**Data listing**
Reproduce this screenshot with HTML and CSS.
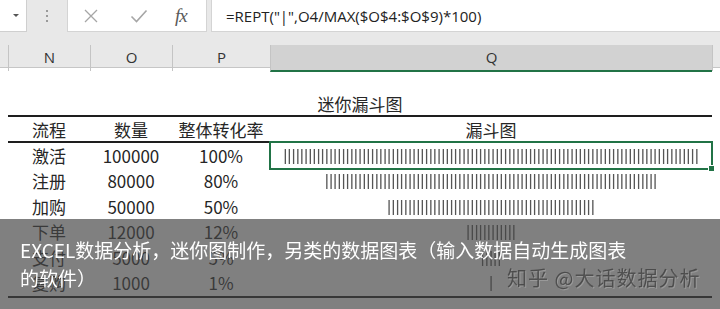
FILE: index.html
```html
<!DOCTYPE html>
<html lang="zh-CN">
<head>
    <meta charset="UTF-8">
    <meta name="viewport" content="width=device-width, initial-scale=1.0">
    <title>迷你漏斗图</title>
    <link rel="stylesheet" href="styles.css">
</head>
<body>
    <div class="toolbar">
        <div class="namebox"><span class="caret"></span></div>
        <div class="grip"><i></i><i></i><i></i></div>
        <div class="fxbuttons">
            <svg class="icon" width="16" height="16" viewBox="0 0 16 16">
                <path d="M2 2 L14 14 M14 2 L2 14" stroke="#a6a6a6" stroke-width="1.3" fill="none"/>
            </svg>
            <svg class="icon" width="18" height="14" viewBox="0 0 18 14">
                <path d="M1.5 7.5 L6.5 12.5 L16.5 1.5" stroke="#a6a6a6" stroke-width="1.6" fill="none"/>
            </svg>
            <span class="fx">fx</span>
        </div>
        <div class="formula">=REPT("|",O4/MAX($O$4:$O$9)*100)</div>
    </div>

    <div class="colheads">
        <div class="colhead"></div>
        <div class="colhead">N</div>
        <div class="colhead">O</div>
        <div class="colhead">P</div>
        <div class="colhead active">Q</div>
        <div class="colhead"></div>
    </div>

    <div class="sheet">
        <div class="title">迷你漏斗图</div>
        <div class="row head">
            <span>流程</span><span>数量</span><span>整体转化率</span><span>漏斗图</span>
        </div>
        <div class="row">
            <span>激活</span><span>100000</span><span>100%</span>
            <span class="bars selected">||||||||||||||||||||||||||||||||||||||||||||||||||||||||||||||||||||||||||||||||||||||||||||||||||||</span>
        </div>
        <div class="row">
            <span>注册</span><span>80000</span><span>80%</span>
            <span class="bars">||||||||||||||||||||||||||||||||||||||||||||||||||||||||||||||||||||||||||||||||</span>
        </div>
        <div class="row">
            <span>加购</span><span>50000</span><span>50%</span>
            <span class="bars">||||||||||||||||||||||||||||||||||||||||||||||||||</span>
        </div>
        <div class="row">
            <span>下单</span><span>12000</span><span>12%</span>
            <span class="bars">||||||||||||</span>
        </div>
        <div class="row">
            <span>支付</span><span>5000</span><span>5%</span>
            <span class="bars">|||||</span>
        </div>
        <div class="row last">
            <span>复购</span><span>1000</span><span>1%</span>
            <span class="bars">|</span>
        </div>
    </div>

    <div class="caption">
        <p class="caption-text">EXCEL数据分析，迷你图制作，另类的数据图表（输入数据自动生成图表<br>的软件）</p>
        <span class="watermark">知乎 @大话数据分析</span>
    </div>
</body>
</html>
```

FILE: styles.css
```css
* {
  margin: 0;
  padding: 0;
  box-sizing: border-box;
}

body {
  width: 720px;
  height: 309px;
  overflow: hidden;
  position: relative;
  background-color: #fff;
  font-family: "Noto Sans CJK SC", "Noto Sans", sans-serif;
  color: #262626;
}

/* formula bar */
.toolbar {
  display: flex;
  height: 45px;
  background-color: #e8e8e8;
}

.namebox {
  width: 27px;
  height: 32px;
  background-color: #fff;
  border-right: 1px solid #cfcfcf;
  border-bottom: 1px solid #cfcfcf;
  position: relative;
}

.caret {
  position: absolute;
  left: 13px;
  top: 14px;
  border-left: 3px solid transparent;
  border-right: 3px solid transparent;
  border-top: 3px solid #555;
}

.grip {
  width: 40px;
  height: 32px;
  display: flex;
  flex-direction: column;
  align-items: center;
  justify-content: center;
  gap: 3px;
}

.grip i {
  display: block;
  width: 2px;
  height: 2px;
  background-color: #9a9a9a;
}

.fxbuttons {
  width: 140px;
  height: 32px;
  background-color: #fff;
  border: 1px solid #d4d4d4;
  border-top: none;
  display: flex;
  align-items: center;
  padding-left: 15px;
}

.fxbuttons .icon:first-child {
  margin-right: 31px;
}

.fxbuttons .icon:nth-child(2) {
  margin-right: 27px;
}

.fx {
  font-family: "Liberation Serif", serif;
  font-style: italic;
  font-size: 19px;
  color: #5a5a5a;
  letter-spacing: -1px;
}

.formula {
  flex: 1;
  height: 32px;
  margin-left: 4px;
  background-color: #fff;
  border-left: 1px solid #d4d4d4;
  border-bottom: 1px solid #d4d4d4;
  padding-left: 14px;
  font-family: "Open Sans", sans-serif;
  font-size: 15px;
  line-height: 32px;
  color: #222;
}

/* column letters */
.colheads {
  display: grid;
  grid-template-columns: 8px 82px 82px 98px 442px 8px;
  height: 23px;
  background-color: #e8e8e8;
  border-bottom: 1px solid #c6c6c6;
}

.colhead {
  border-left: 1px solid #c4c4c4;
  text-align: center;
  font-family: "Open Sans", sans-serif;
  font-size: 15px;
  line-height: 25px;
  color: #333;
}

.colhead:first-child {
  border-left: none;
}

.colhead.active {
  background-color: #d2d2d2;
  border-bottom: 2px solid #217346;
  margin-bottom: -1px;
}

/* worksheet */
.sheet {
  margin: 0 8px;
  width: 704px;
}

.title {
  height: 49px;
  padding-top: 24px;
  border-bottom: 2px solid #1e1e1e;
  text-align: center;
  font-size: 17px;
  line-height: 24px;
}

.row {
  display: grid;
  grid-template-columns: 82px 82px 98px 442px;
  height: 25.5px;
  align-items: center;
  text-align: center;
  font-size: 17px;
  line-height: 24px;
}

.row.head {
  height: 26px;
  border-bottom: 2px solid #1e1e1e;
  align-items: start;
  padding-top: 1px;
}

.row.last {
  height: 27.5px;
  border-bottom: 2px solid #1e1e1e;
  align-items: start;
}

.bars {
  font-family: "Liberation Sans", sans-serif;
  font-size: 16px;
  color: #555;
  white-space: nowrap;
  overflow: hidden;
  will-change: transform;
}

.bars.selected {
  position: relative;
  overflow: visible;
  height: 100%;
  line-height: 25px;
}

.bars.selected::before {
  content: "";
  position: absolute;
  top: -2px;
  left: -1px;
  right: -1px;
  bottom: -1px;
  border: 2px solid #217346;
}

.bars.selected::after {
  content: "";
  position: absolute;
  right: -3px;
  bottom: -3px;
  width: 5px;
  height: 5px;
  background-color: #217346;
  border: 1px solid #fff;
}

/* caption over the screenshot */
.caption {
  position: absolute;
  left: 0;
  top: 219px;
  width: 720px;
  height: 90px;
  background-color: rgba(68, 68, 68, 0.68);
}

.caption-text {
  padding: 17px 0 0 20px;
  font-size: 19px;
  line-height: 28px;
  color: #fff;
}

.watermark {
  position: absolute;
  left: 507px;
  top: 47px;
  font-size: 20px;
  line-height: 24px;
  letter-spacing: 1px;
  color: rgba(40, 40, 40, 0.6);
  text-shadow: 1px 1px 0 rgba(255, 255, 255, 0.2);
}
```
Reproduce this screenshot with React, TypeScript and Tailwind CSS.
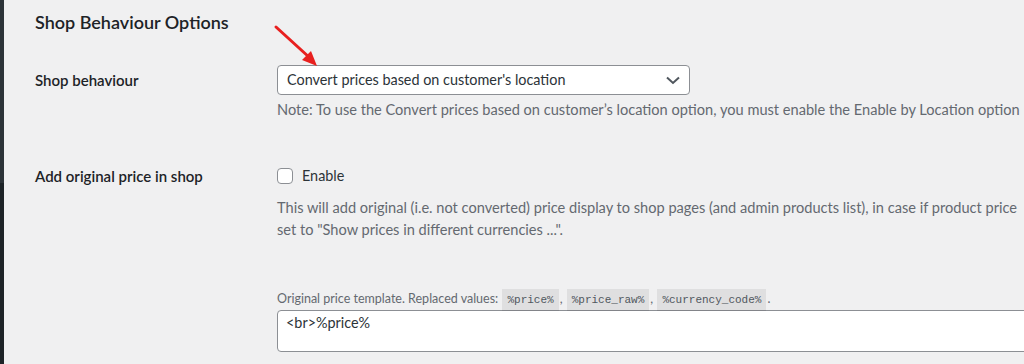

**What to produce**
Make an exact copy of every entry above, minus the images.

**Solved problem**
Reproduce this screenshot with HTML and CSS.
FILE: index.html
```html
<!DOCTYPE html>
<html lang="zh-CN">
<head>
    <meta charset="UTF-8">
    <meta name="viewport" content="width=device-width, initial-scale=1.0">
    <title>迷你漏斗图</title>
    <link rel="stylesheet" href="styles.css">
</head>
<body>
    <div class="toolbar">
        <div class="namebox"><span class="caret"></span></div>
        <div class="grip"><i></i><i></i><i></i></div>
        <div class="fxbuttons">
            <svg class="icon" width="16" height="16" viewBox="0 0 16 16">
                <path d="M2 2 L14 14 M14 2 L2 14" stroke="#a6a6a6" stroke-width="1.3" fill="none"/>
            </svg>
            <svg class="icon" width="18" height="14" viewBox="0 0 18 14">
                <path d="M1.5 7.5 L6.5 12.5 L16.5 1.5" stroke="#a6a6a6" stroke-width="1.6" fill="none"/>
            </svg>
            <span class="fx">fx</span>
        </div>
        <div class="formula">=REPT("|",O4/MAX($O$4:$O$9)*100)</div>
    </div>

    <div class="colheads">
        <div class="colhead"></div>
        <div class="colhead">N</div>
        <div class="colhead">O</div>
        <div class="colhead">P</div>
        <div class="colhead active">Q</div>
        <div class="colhead"></div>
    </div>

    <div class="sheet">
        <div class="title">迷你漏斗图</div>
        <div class="row head">
            <span>流程</span><span>数量</span><span>整体转化率</span><span>漏斗图</span>
        </div>
        <div class="row">
            <span>激活</span><span>100000</span><span>100%</span>
            <span class="bars selected">||||||||||||||||||||||||||||||||||||||||||||||||||||||||||||||||||||||||||||||||||||||||||||||||||||</span>
        </div>
        <div class="row">
            <span>注册</span><span>80000</span><span>80%</span>
            <span class="bars">||||||||||||||||||||||||||||||||||||||||||||||||||||||||||||||||||||||||||||||||</span>
        </div>
        <div class="row">
            <span>加购</span><span>50000</span><span>50%</span>
            <span class="bars">||||||||||||||||||||||||||||||||||||||||||||||||||</span>
        </div>
        <div class="row">
            <span>下单</span><span>12000</span><span>12%</span>
            <span class="bars">||||||||||||</span>
        </div>
        <div class="row">
            <span>支付</span><span>5000</span><span>5%</span>
            <span class="bars">|||||</span>
        </div>
        <div class="row last">
            <span>复购</span><span>1000</span><span>1%</span>
            <span class="bars">|</span>
        </div>
    </div>

    <div class="caption">
        <p class="caption-text">EXCEL数据分析，迷你图制作，另类的数据图表（输入数据自动生成图表<br>的软件）</p>
        <span class="watermark">知乎 @大话数据分析</span>
    </div>
</body>
</html>
```

FILE: styles.css
```css
* {
  margin: 0;
  padding: 0;
  box-sizing: border-box;
}

body {
  width: 720px;
  height: 309px;
  overflow: hidden;
  position: relative;
  background-color: #fff;
  font-family: "Noto Sans CJK SC", "Noto Sans", sans-serif;
  color: #262626;
}

/* formula bar */
.toolbar {
  display: flex;
  height: 45px;
  background-color: #e8e8e8;
}

.namebox {
  width: 27px;
  height: 32px;
  background-color: #fff;
  border-right: 1px solid #cfcfcf;
  border-bottom: 1px solid #cfcfcf;
  position: relative;
}

.caret {
  position: absolute;
  left: 13px;
  top: 14px;
  border-left: 3px solid transparent;
  border-right: 3px solid transparent;
  border-top: 3px solid #555;
}

.grip {
  width: 40px;
  height: 32px;
  display: flex;
  flex-direction: column;
  align-items: center;
  justify-content: center;
  gap: 3px;
}

.grip i {
  display: block;
  width: 2px;
  height: 2px;
  background-color: #9a9a9a;
}

.fxbuttons {
  width: 140px;
  height: 32px;
  background-color: #fff;
  border: 1px solid #d4d4d4;
  border-top: none;
  display: flex;
  align-items: center;
  padding-left: 15px;
}

.fxbuttons .icon:first-child {
  margin-right: 31px;
}

.fxbuttons .icon:nth-child(2) {
  margin-right: 27px;
}

.fx {
  font-family: "Liberation Serif", serif;
  font-style: italic;
  font-size: 19px;
  color: #5a5a5a;
  letter-spacing: -1px;
}

.formula {
  flex: 1;
  height: 32px;
  margin-left: 4px;
  background-color: #fff;
  border-left: 1px solid #d4d4d4;
  border-bottom: 1px solid #d4d4d4;
  padding-left: 14px;
  font-family: "Open Sans", sans-serif;
  font-size: 15px;
  line-height: 32px;
  color: #222;
}

/* column letters */
.colheads {
  display: grid;
  grid-template-columns: 8px 82px 82px 98px 442px 8px;
  height: 23px;
  background-color: #e8e8e8;
  border-bottom: 1px solid #c6c6c6;
}

.colhead {
  border-left: 1px solid #c4c4c4;
  text-align: center;
  font-family: "Open Sans", sans-serif;
  font-size: 15px;
  line-height: 25px;
  color: #333;
}

.colhead:first-child {
  border-left: none;
}

.colhead.active {
  background-color: #d2d2d2;
  border-bottom: 2px solid #217346;
  margin-bottom: -1px;
}

/* worksheet */
.sheet {
  margin: 0 8px;
  width: 704px;
}

.title {
  height: 49px;
  padding-top: 24px;
  border-bottom: 2px solid #1e1e1e;
  text-align: center;
  font-size: 17px;
  line-height: 24px;
}

.row {
  display: grid;
  grid-template-columns: 82px 82px 98px 442px;
  height: 25.5px;
  align-items: center;
  text-align: center;
  font-size: 17px;
  line-height: 24px;
}

.row.head {
  height: 26px;
  border-bottom: 2px solid #1e1e1e;
  align-items: start;
  padding-top: 1px;
}

.row.last {
  height: 27.5px;
  border-bottom: 2px solid #1e1e1e;
  align-items: start;
}

.bars {
  font-family: "Liberation Sans", sans-serif;
  font-size: 16px;
  color: #555;
  white-space: nowrap;
  overflow: hidden;
  will-change: transform;
}

.bars.selected {
  position: relative;
  overflow: visible;
  height: 100%;
  line-height: 25px;
}

.bars.selected::before {
  content: "";
  position: absolute;
  top: -2px;
  left: -1px;
  right: -1px;
  bottom: -1px;
  border: 2px solid #217346;
}

.bars.selected::after {
  content: "";
  position: absolute;
  right: -3px;
  bottom: -3px;
  width: 5px;
  height: 5px;
  background-color: #217346;
  border: 1px solid #fff;
}

/* caption over the screenshot */
.caption {
  position: absolute;
  left: 0;
  top: 219px;
  width: 720px;
  height: 90px;
  background-color: rgba(68, 68, 68, 0.68);
}

.caption-text {
  padding: 17px 0 0 20px;
  font-size: 19px;
  line-height: 28px;
  color: #fff;
}

.watermark {
  position: absolute;
  left: 507px;
  top: 47px;
  font-size: 20px;
  line-height: 24px;
  letter-spacing: 1px;
  color: rgba(40, 40, 40, 0.6);
  text-shadow: 1px 1px 0 rgba(255, 255, 255, 0.2);
}
```
Reproduce this screenshot with React, TypeScript and Tailwind CSS.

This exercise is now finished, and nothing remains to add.